I may be misreading Giordano. He could be using language sloppily in attempting to support his friend. But he is a professional journalist and should know better. Latuff seems to fit my definition of a modern anti-Semite. And his quickness to adopt a defensive stance against accusations of anti-Jewish bias suggests either that his accusers are correct or that he enjoys baiting them, which is almost the same thing.

UPDATE: Al Giordano replies in the comments.

58 thoughts on “We’re Not Anti-Semitic, We Just Think the <strike>Jews</strike> Israelis Had It Coming”

  1. The cartoon, Giordano claims, makes him “think,” and this, he avers, is a Good Thing. Think what, one wonders? Something like “Right on!” or “See, I’m right!” one suspects. It’s precisely that sort of “thinking” that is almost always a Bad Thing.

  2. When will it be commonly understood that to oppose Israel (including the project of Zionism) is not, in and of itself, anti-Semitic?

  3. “but what do you make of someone who casually implies that Israel’s capital city is an “Israeli-occupied zone”? ”

    ask the citizens of the following countries:

    Austria, Belgium, Bulgaria, Czech Republic, Denmark, Finland, France,
    Germany, Greece, Iceland, Ireland, Italy, Liechtenstein, Lithuania,
    Luxembourg, Malta, Netherlands, New Zealand, Poland, Portugal,
    Romania, San Marino, Spain, Sweden, Switzerland and United Kingdom
    of Great Britain and Northern Ireland.

    http://www.unhchr.ch/Huridocda/Huridoca.nsf/0/6992b46b7f39599bc1256d0800536985?Opendocument

    Maybe they’re all just anti-Semites too?

  4. “When will it be commonly understood that to oppose Israel (including the project of Zionism) is not, in and of itself, anti-Semitic?”

    Although there are some people who disagree with Israel’s policies who aren’t anti-Semetic, they are pretty much lost in a sea of hatred. There are so many people who ARE that it doesn’t matter if they’re out there or not, since they don’t have the numbers to influence those that reflexively hate Jews.

    “Maybe they’re all just anti-Semites too?”

    Yeah, pretty much.

    One of the things that has become increasingly clear since 9/11 is the fact that many people in Europe pay only lip-service to the idea of tolerance. France and Germany’s appalling lack of strong response in the face of increasing anti-Semetic violence, for example. (As someone who once worked in law enforcement I find this situation to be particularly revealing.) Not to mention the way that the French ambassador, someone who is trusted with one of the most sensitive and delicate posts in any government, refers to Israel.

    Anti-Semetism seems to run pretty deep through European culture.
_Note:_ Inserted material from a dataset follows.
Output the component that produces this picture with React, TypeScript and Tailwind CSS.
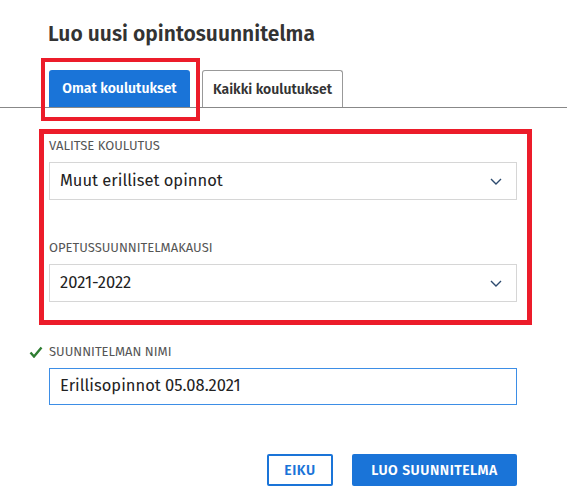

The evidence just keeps piling up.

    James

  5. Hmm, let’s see:

    India’s been independent since 1947. Nobody questions its legitimacy (nor that of Pakistan or even Bangladesh).

    Croatia’s been independent for a few years. Nobody questions its legitimacy.
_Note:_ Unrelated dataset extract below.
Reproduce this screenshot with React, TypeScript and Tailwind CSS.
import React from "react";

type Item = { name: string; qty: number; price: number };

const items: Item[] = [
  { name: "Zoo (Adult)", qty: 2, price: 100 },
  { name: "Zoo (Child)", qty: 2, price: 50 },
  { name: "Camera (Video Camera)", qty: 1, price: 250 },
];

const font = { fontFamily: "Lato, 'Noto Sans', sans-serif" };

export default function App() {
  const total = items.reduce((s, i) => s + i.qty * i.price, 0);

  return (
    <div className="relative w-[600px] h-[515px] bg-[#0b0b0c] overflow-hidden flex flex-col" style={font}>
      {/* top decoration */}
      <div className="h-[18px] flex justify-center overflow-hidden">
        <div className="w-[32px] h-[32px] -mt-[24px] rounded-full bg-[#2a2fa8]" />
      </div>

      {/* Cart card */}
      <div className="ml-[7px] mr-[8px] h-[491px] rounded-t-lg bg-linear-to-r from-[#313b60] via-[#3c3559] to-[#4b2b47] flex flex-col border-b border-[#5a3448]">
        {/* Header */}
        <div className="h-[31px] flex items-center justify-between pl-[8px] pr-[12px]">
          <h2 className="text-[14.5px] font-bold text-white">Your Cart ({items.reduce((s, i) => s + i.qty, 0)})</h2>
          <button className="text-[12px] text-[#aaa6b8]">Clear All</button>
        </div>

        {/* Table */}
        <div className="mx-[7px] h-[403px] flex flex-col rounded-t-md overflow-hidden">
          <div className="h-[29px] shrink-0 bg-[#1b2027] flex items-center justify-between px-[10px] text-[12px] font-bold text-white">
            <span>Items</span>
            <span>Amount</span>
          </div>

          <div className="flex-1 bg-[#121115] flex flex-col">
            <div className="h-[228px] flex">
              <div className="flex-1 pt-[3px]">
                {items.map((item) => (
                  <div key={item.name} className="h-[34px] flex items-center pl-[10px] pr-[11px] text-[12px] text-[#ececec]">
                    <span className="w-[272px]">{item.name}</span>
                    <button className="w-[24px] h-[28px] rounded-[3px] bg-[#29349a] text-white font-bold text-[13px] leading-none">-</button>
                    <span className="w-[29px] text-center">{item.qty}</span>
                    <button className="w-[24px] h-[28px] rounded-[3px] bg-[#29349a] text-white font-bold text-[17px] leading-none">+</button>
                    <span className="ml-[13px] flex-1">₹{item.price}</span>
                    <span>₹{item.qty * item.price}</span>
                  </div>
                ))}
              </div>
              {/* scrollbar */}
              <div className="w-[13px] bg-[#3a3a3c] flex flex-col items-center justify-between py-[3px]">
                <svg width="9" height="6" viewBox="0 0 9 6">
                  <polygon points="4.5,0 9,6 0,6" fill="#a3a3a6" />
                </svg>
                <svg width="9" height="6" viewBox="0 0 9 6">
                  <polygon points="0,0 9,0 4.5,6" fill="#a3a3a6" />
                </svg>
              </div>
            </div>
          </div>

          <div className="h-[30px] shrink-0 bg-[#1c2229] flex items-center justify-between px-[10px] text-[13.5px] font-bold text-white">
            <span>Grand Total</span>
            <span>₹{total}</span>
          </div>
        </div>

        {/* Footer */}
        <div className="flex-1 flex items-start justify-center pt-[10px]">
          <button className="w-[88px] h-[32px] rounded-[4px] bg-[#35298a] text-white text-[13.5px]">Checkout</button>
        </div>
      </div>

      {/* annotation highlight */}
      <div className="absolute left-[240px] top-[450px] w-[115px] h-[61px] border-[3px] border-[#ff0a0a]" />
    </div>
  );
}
    Nobody questions the legitimacy of Estonia, Ukraine, France, Kenya, etc.

    But Israel has been an independent state for more than fifty years and everyone still gets to second-guess the legitimacy of “the Zionist enterprise.” But that’s not anti-Semitism. You see, Jews are so beloved in the world that many people hold them to a higher standard than everyone else.

  6. James,

    Lobbing ad hominem stink-bombs as a rhetorical technique is as a rule ineffective. ‘Anti-Semite’ is simply an overused and increasingly valueless pejorative. When applied to those believing the ’67-occupied territory to be occupied and not acquired to fulfill some Divine mandate(ie the overwhelming bulk of the world) it is wholly inapt.
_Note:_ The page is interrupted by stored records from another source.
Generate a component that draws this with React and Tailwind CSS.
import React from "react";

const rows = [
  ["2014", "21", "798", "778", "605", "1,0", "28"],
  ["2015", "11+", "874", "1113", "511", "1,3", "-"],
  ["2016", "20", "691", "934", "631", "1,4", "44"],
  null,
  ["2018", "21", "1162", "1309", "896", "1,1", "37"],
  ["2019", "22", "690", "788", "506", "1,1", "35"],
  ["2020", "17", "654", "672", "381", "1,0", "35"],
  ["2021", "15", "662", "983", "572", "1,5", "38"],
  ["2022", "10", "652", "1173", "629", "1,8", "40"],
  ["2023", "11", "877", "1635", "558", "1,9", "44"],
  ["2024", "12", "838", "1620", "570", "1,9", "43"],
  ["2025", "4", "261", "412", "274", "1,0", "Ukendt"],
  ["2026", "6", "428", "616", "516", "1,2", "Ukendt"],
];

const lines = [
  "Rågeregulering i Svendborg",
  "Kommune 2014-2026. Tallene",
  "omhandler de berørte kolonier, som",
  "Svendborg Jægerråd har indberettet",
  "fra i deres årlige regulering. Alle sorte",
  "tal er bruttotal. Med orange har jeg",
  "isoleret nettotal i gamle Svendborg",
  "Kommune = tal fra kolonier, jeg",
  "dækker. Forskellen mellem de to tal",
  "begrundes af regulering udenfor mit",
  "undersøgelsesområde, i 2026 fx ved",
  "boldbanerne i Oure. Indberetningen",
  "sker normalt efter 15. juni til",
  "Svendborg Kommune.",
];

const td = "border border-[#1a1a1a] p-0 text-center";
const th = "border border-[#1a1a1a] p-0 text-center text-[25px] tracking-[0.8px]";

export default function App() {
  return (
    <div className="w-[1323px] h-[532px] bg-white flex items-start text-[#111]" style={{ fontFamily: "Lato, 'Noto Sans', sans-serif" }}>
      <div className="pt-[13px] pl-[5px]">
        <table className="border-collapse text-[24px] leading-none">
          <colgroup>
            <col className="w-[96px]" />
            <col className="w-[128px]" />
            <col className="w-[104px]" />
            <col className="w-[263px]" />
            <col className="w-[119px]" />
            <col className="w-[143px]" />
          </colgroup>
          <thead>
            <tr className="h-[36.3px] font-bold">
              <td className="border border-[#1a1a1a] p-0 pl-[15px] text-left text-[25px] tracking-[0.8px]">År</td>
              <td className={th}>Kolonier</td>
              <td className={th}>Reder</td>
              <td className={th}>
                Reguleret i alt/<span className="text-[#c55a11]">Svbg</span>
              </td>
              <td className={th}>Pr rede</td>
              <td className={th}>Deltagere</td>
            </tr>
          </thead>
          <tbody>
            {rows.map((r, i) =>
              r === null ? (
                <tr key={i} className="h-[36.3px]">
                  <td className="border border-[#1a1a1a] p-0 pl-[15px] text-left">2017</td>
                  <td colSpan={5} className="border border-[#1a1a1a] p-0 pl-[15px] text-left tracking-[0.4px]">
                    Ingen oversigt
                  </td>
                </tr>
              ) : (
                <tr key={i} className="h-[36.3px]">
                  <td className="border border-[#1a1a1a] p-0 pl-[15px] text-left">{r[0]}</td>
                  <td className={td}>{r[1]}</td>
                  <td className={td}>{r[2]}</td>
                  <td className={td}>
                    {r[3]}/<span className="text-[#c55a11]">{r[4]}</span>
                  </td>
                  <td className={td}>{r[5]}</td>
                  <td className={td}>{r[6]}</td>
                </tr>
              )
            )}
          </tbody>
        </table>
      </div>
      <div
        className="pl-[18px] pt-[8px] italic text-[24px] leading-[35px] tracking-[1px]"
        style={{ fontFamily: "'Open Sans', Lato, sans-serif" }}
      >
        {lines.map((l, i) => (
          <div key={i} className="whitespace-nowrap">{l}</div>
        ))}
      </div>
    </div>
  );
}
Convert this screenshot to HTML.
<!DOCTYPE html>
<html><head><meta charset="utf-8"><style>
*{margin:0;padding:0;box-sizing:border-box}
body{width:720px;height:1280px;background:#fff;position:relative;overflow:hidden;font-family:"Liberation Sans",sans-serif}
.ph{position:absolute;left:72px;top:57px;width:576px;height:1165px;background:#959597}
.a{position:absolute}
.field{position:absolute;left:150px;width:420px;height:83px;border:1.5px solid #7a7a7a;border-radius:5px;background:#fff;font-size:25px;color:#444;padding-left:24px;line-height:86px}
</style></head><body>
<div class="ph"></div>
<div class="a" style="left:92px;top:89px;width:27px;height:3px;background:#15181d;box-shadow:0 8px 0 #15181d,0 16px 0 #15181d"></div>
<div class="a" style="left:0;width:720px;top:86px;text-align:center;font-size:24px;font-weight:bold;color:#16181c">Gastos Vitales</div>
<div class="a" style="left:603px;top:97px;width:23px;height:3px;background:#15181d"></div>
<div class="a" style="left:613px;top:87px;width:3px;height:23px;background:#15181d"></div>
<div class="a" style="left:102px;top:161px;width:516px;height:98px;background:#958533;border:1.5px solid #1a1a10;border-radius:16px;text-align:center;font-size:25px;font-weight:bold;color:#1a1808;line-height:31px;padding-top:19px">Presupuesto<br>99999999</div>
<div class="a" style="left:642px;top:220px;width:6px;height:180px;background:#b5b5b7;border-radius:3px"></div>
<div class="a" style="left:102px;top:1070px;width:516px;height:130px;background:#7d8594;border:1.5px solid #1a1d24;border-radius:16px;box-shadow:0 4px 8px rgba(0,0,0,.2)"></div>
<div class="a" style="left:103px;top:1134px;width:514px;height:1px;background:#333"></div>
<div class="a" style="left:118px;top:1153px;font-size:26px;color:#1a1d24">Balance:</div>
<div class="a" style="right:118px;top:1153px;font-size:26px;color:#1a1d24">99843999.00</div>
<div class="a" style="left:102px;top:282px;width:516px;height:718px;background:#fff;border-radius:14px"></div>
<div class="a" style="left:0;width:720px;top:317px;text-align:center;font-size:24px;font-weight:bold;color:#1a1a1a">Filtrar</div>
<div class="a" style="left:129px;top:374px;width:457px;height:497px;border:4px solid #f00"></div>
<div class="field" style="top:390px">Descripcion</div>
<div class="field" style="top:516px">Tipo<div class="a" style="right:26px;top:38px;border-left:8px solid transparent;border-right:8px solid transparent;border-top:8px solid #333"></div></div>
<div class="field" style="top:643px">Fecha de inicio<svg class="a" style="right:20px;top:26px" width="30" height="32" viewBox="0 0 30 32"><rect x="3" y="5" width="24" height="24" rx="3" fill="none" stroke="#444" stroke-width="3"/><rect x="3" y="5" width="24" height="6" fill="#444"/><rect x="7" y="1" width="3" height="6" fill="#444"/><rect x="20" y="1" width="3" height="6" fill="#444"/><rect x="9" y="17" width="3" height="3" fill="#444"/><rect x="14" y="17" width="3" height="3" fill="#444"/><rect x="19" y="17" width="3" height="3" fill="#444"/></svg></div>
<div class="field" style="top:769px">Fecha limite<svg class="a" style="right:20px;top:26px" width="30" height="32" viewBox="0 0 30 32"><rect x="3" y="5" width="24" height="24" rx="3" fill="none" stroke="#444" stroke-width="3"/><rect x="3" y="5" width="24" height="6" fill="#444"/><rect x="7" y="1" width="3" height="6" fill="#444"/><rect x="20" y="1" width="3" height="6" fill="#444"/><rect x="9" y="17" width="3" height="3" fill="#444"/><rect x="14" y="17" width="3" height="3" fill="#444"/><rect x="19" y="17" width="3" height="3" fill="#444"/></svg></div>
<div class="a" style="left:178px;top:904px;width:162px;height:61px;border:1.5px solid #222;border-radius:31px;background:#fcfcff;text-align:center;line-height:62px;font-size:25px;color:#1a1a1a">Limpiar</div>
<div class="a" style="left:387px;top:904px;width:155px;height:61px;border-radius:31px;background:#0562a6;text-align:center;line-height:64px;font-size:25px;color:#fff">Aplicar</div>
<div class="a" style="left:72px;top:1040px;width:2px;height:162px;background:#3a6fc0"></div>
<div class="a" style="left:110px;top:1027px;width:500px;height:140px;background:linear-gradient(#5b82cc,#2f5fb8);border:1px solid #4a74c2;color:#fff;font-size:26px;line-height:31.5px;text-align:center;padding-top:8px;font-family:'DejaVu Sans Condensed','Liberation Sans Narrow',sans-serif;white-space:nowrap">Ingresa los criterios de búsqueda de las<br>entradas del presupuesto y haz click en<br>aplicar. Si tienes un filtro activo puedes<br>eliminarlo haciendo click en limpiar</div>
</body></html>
    The same certainly applies to those misguided leftists who complain of the insidious pro-Israeli lobby rather than arguing to principal. Even if it’s true, who cares? It’s an end-run around the real issues at stake (and no, the ontological fact of Israel is not in dispute by the majority of Palestinians.)

  7. Alex, claims that all, or most of the citizens of a list of countries are opposed to this or that leave me cold. Specially given the overwhelming slant of the media coverage they are subjected to every day.

    As for the idea that a majority of Palestinians do not dispute Israel’s right to exist, that is very nice but their support for people who refuse this fact – Hamas, Islamic Jihad etc – and leaders who have spent a lifetime killing innocents as a means to an end, is rather disturbing.

    While I think the Palestinians have a legitimate beef, as long as they fight for it the way they do, they deserve neither my support, my sympathy nor Israeli concessions. While fighting a war of independence always implies some terrorism, using random murderous terrorism for decades on end as your main and only weapon essentially deprives Palestinian claims of all their potential legitimacy.

    And I find it hard to believe that one can criticize the project of Zionism without questioning Israel itself. I would agree with you that is not, however, necessarily anti-semitic. But given the constant double-standard, it is increasingly difficult to argue it’s not. I recently got an earful about the illegality of Israel’s ‘extra-judicial’ killing, for instance, as if blowing up buses was a legal form of political expression.

    And if you thought Arafat did deserve a Nobel Peace Prize at the time, ask yourself what you would feel like if Ariel Sharon were to receive the same award tomorrow. If your first reaction is “yeah, right” or “no way”, now you know how Israeli felt. I mean, why not give it to bin Laden while we’re at it ?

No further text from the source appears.